[Start Supplied material]

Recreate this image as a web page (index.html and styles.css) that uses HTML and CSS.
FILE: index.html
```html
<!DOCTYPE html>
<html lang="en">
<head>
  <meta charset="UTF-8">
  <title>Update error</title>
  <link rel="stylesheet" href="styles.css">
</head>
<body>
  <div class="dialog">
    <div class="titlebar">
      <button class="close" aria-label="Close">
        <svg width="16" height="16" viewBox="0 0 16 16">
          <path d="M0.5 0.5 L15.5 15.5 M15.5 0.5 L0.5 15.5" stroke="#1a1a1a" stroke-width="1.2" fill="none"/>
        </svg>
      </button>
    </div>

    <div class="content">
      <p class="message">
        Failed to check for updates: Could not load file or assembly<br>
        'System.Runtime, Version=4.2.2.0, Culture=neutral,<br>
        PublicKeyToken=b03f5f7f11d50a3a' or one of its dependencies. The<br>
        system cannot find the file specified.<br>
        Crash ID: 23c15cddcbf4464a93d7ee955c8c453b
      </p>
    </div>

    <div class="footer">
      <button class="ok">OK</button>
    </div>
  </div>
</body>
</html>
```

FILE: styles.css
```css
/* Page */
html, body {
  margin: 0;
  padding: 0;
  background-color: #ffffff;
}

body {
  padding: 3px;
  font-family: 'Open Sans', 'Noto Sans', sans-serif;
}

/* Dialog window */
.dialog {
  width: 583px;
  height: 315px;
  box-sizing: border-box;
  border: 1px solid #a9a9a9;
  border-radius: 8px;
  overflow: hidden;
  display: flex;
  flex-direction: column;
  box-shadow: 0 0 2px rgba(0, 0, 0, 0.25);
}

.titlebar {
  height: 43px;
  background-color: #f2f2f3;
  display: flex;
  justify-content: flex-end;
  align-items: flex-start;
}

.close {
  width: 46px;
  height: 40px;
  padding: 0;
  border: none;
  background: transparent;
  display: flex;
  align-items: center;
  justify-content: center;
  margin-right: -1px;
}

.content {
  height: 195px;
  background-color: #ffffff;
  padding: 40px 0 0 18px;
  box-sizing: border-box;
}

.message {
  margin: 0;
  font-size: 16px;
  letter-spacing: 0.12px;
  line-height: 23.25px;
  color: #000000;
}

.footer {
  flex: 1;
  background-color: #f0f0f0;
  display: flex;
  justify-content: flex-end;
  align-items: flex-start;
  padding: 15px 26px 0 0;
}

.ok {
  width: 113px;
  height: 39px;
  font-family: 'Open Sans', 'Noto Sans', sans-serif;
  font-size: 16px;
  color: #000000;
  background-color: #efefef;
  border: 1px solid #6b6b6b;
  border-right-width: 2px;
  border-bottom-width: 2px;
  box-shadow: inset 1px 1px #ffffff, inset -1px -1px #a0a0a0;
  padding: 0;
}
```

[End Supplied material]

| What this task involves |
The listing above must be transcribed exactly, line by line.

| Response |
Recreate this image as a web page (index.html and styles.css) that uses HTML and CSS.
FILE: index.html
```html
<!DOCTYPE html>
<html lang="en">
<head>
  <meta charset="UTF-8">
  <title>Update error</title>
  <link rel="stylesheet" href="styles.css">
</head>
<body>
  <div class="dialog">
    <div class="titlebar">
      <button class="close" aria-label="Close">
        <svg width="16" height="16" viewBox="0 0 16 16">
          <path d="M0.5 0.5 L15.5 15.5 M15.5 0.5 L0.5 15.5" stroke="#1a1a1a" stroke-width="1.2" fill="none"/>
        </svg>
      </button>
    </div>

    <div class="content">
      <p class="message">
        Failed to check for updates: Could not load file or assembly<br>
        'System.Runtime, Version=4.2.2.0, Culture=neutral,<br>
        PublicKeyToken=b03f5f7f11d50a3a' or one of its dependencies. The<br>
        system cannot find the file specified.<br>
        Crash ID: 23c15cddcbf4464a93d7ee955c8c453b
      </p>
    </div>

    <div class="footer">
      <button class="ok">OK</button>
    </div>
  </div>
</body>
</html>
```

FILE: styles.css
```css
/* Page */
html, body {
  margin: 0;
  padding: 0;
  background-color: #ffffff;
}

body {
  padding: 3px;
  font-family: 'Open Sans', 'Noto Sans', sans-serif;
}

/* Dialog window */
.dialog {
  width: 583px;
  height: 315px;
  box-sizing: border-box;
  border: 1px solid #a9a9a9;
  border-radius: 8px;
  overflow: hidden;
  display: flex;
  flex-direction: column;
  box-shadow: 0 0 2px rgba(0, 0, 0, 0.25);
}

.titlebar {
  height: 43px;
  background-color: #f2f2f3;
  display: flex;
  justify-content: flex-end;
  align-items: flex-start;
}

.close {
  width: 46px;
  height: 40px;
  padding: 0;
  border: none;
  background: transparent;
  display: flex;
  align-items: center;
  justify-content: center;
  margin-right: -1px;
}

.content {
  height: 195px;
  background-color: #ffffff;
  padding: 40px 0 0 18px;
  box-sizing: border-box;
}

.message {
  margin: 0;
  font-size: 16px;
  letter-spacing: 0.12px;
  line-height: 23.25px;
  color: #000000;
}

.footer {
  flex: 1;
  background-color: #f0f0f0;
  display: flex;
  justify-content: flex-end;
  align-items: flex-start;
  padding: 15px 26px 0 0;
}

.ok {
  width: 113px;
  height: 39px;
  font-family: 'Open Sans', 'Noto Sans', sans-serif;
  font-size: 16px;
  color: #000000;
  background-color: #efefef;
  border: 1px solid #6b6b6b;
  border-right-width: 2px;
  border-bottom-width: 2px;
  box-shadow: inset 1px 1px #ffffff, inset -1px -1px #a0a0a0;
  padding: 0;
}
```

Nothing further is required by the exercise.